2 Agosto 2019 di Vanessa Avatar

La Agfa Synchro Box 600 era tra le fotocamere più diffuse alla fine degli anni ‘50. Ancora facile acquistarne una per pochi euro.
Potrebbe essere la macchina perfetta per avvicinarsi al mondo del medio formato.
Qualche tempo fa in un mercatino, per poco più di 20 euro, abbiamo comprato una simpatica Agfa Synchro Box 600. Conosciuta anche come “La Synchro Box”, era praticamente nuova. E non tanto per dire: il pressa pellicola senza alcun segno d’usura indicava che, probabilmente, quell’apparecchio non aveva scattato nemmeno un rullo. La Agfa Synchro Box 600, costruita dalla Agfa Camerawerk di Monaco tra il 1951 ed il 1957, è una versione della Agfa Box  50 dalla quale differisce per la presenza dei contatti synchro, che danno la possibilità di utilizzare la fotocamera con il flash “dedicato” Agfa Clibo- Blitz. Pare che questo tipo di fotocamere fossero costruite dall’Agfa anche in Francia e in India. Sulla nostra è scritto “Made in Germany”, quindi supponiamo che sia di nobili natali bavaresi. La Synchro box monta la pellicola di tipo 120 e produce dei negativi del formato 6x9cm. Con un rullo si possono scattare 8 foto.

Agfa Synchro Box 600

Qualcuno potrebbe pensare di utilizzare un rullo 220, che è uguale al 120 ma lungo il doppi  (e disporre di 16 pose!).
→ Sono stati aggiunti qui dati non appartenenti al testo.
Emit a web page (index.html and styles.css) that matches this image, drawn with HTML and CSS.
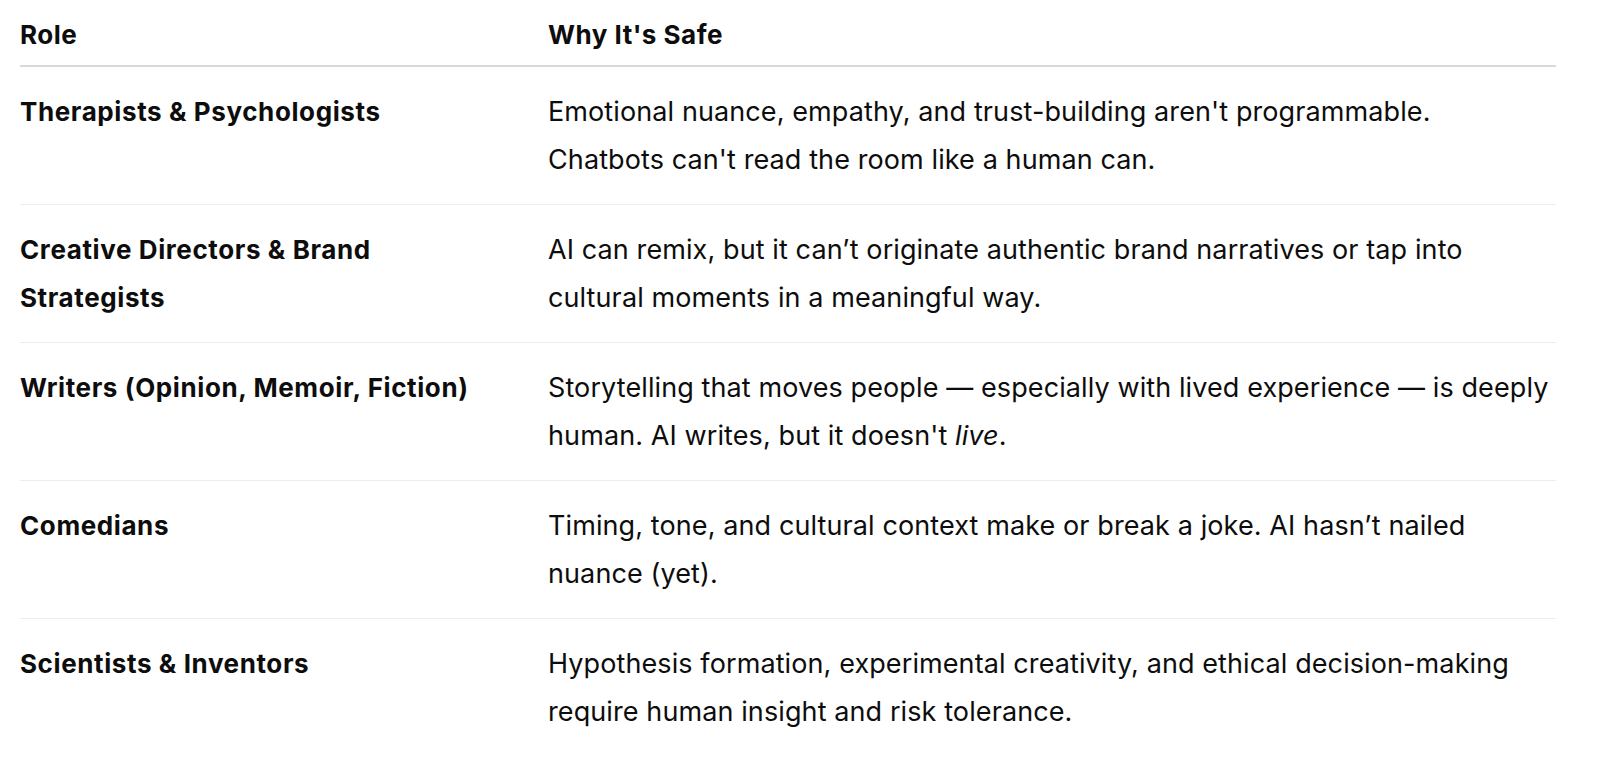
FILE: index.html
```html
<!DOCTYPE html>
<html lang="en">
<head>
<meta charset="utf-8">
<title>Jobs AI can't replace</title>
<link rel="stylesheet" href="styles.css">
</head>
<body>
<div class="page">
  <table class="roles">
    <thead>
      <tr>
        <th class="col-role">Role</th>
        <th class="col-why">Why It's Safe</th>
      </tr>
    </thead>
    <tbody>
      <tr>
        <td class="col-role">Therapists &amp; Psychologists</td>
        <td class="col-why">Emotional nuance, empathy, and trust-building aren't programmable.<br>Chatbots can't read the room like a human can.</td>
      </tr>
      <tr>
        <td class="col-role">Creative Directors &amp; Brand Strategists</td>
        <td class="col-why">AI can remix, but it can’t originate authentic brand narratives or tap into cultural moments in a meaningful way.</td>
      </tr>
      <tr>
        <td class="col-role">Writers (Opinion, Memoir, Fiction)</td>
        <td class="col-why">Storytelling that moves people — especially with lived experience — is deeply human. AI writes, but it doesn't <em>live</em>.</td>
      </tr>
      <tr>
        <td class="col-role">Comedians</td>
        <td class="col-why">Timing, tone, and cultural context make or break a joke. AI hasn’t nailed nuance (yet).</td>
      </tr>
      <tr>
        <td class="col-role">Scientists &amp; Inventors</td>
        <td class="col-why">Hypothesis formation, experimental creativity, and ethical decision-making require human insight and risk tolerance.</td>
      </tr>
    </tbody>
  </table>
</div>
</body>
</html>
```

FILE: styles.css
```css
html, body {
  margin: 0;
  padding: 0;
  background: #ffffff;
}

body {
  font-family: Inter, "Noto Sans", "Liberation Sans", sans-serif;
  color: #0d0d0d;
  font-size: 27px;
  line-height: 48px;
  letter-spacing: 0.1px;
}

.page {
  padding: 11px 48px 0 20px;
}

.roles {
  width: 100%;
  border-collapse: collapse;
  table-layout: fixed;
}

.roles th,
.roles td {
  text-align: left;
  vertical-align: top;
  padding: 0;
}

.roles .col-role {
  width: 528px;
  padding-right: 38px;
  box-sizing: border-box;
}

.roles th {
  font-size: 26px;
  font-weight: 700;
  letter-spacing: 0.5px;
  padding-bottom: 6px;
  border-bottom: 2px solid #d9d9d9;
}

.roles td {
  padding-top: 21px;
  padding-bottom: 20px;
  border-bottom: 1px solid #ededed;
}

.roles td.col-role {
  font-size: 26px;
  font-weight: 700;
  letter-spacing: 0.6px;
}

.roles tbody tr:last-child td {
  border-bottom: none;
}

.roles em {
  font-style: italic;
}
```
C’è un però. Nei rulli 220 manca la parte in carta, che protegge la pellicola dalla luce e su cui è scritto il numero di ciascun fotogramma. Usando un rullo 220 con la Agfa synchro Box, non apparirebbe alcun numero di posa nella finestrella contafotogrammi e, cosa più grave, la pellicola sarebbe colpita dalla luce che filtra proprio dalla finestrella in questione. La Scatoletta di Agfa ha un semplice otturatore rotante, con un solo tempo d’esposizione di 1/50sec, più la posa “B”. Per meglio gestire l’esposizione, comunque, è possibile lavorare sui diaframmi. C’è da scegliere tra ben due aperture (f/11 ed f/16) agendo su una flangia metallica estraibile. Questa arcaica “ghiera dei diaframmi” svolge anche una funzione supplementare, estraendola completamente infatti l’apertura di diaframma torna ad essere f/11 ma con l’aggiunta di un filtro giallo  inutile nella fotografia a colori, ma comodissimo se si scatta in bianco e nero. I filtri colorati usati in bianco e nero, infatti, schiariscono le zone dell’inquadratura dello stesso colore del filtro e scuriscono quelle dei colori complementari. Nel caso del filtro giallo, ad esempio, il blu del cielo risulterà più scuro dando maggior risalto alle nuvole, e la pelle dei soggetti si schiarirà leggermente rendendo l’incarnato più piacevole. L’obiettivo della Agfa Synchro Box è semplice quanto il resto, ma produce immagini abbastanza nitide e uniformi, caratterizzate da una resa dei colori molto brillante… quasi lomografica

Agfa Synchro Box 600: il test

Per cominciare il nostro test, abbiamo portato la Synchro Box all’aperto, scattando un paio di rulli. La prima cosa da dire è che l’inusuale (per noi moderni) modalità d’impugnatura, associata al tempo d’esposizione non certo rapidissimo, ci hanno dato più della metà delle foto mosse. Allora ci abbiamo riprovato in luce artificiale con la complicità di una modella. Per fotografare abbiamo utilizzato un paio di illuminatori daylight, non certo potentissimi, ma posti ben vicino al soggetto, in modo da essere sufficienti per esporre correttamente con 1/50 di sec. a f/11. Vista l’esperienza precedente, per sicurezza abbiamo montato la macchina su un treppiedi. Se vi capita di fare un giro con una di queste macchinette, ricordatevi che la distanza minima di messa a fuoco è di ben 3 metri e che anche utilizzando il diaframma più chiuso (f/16) non sembra diminuire. Inquadrare non è stato difficile grazie ai due mirini a specchio (uno per scattare in orizzontale e uno per il taglio verticale). Con la macchina ferma e la modella immobile, i risultati sono stati davvero interessanti. Con colori saturi e brillanti e immagini finalmente non mosse.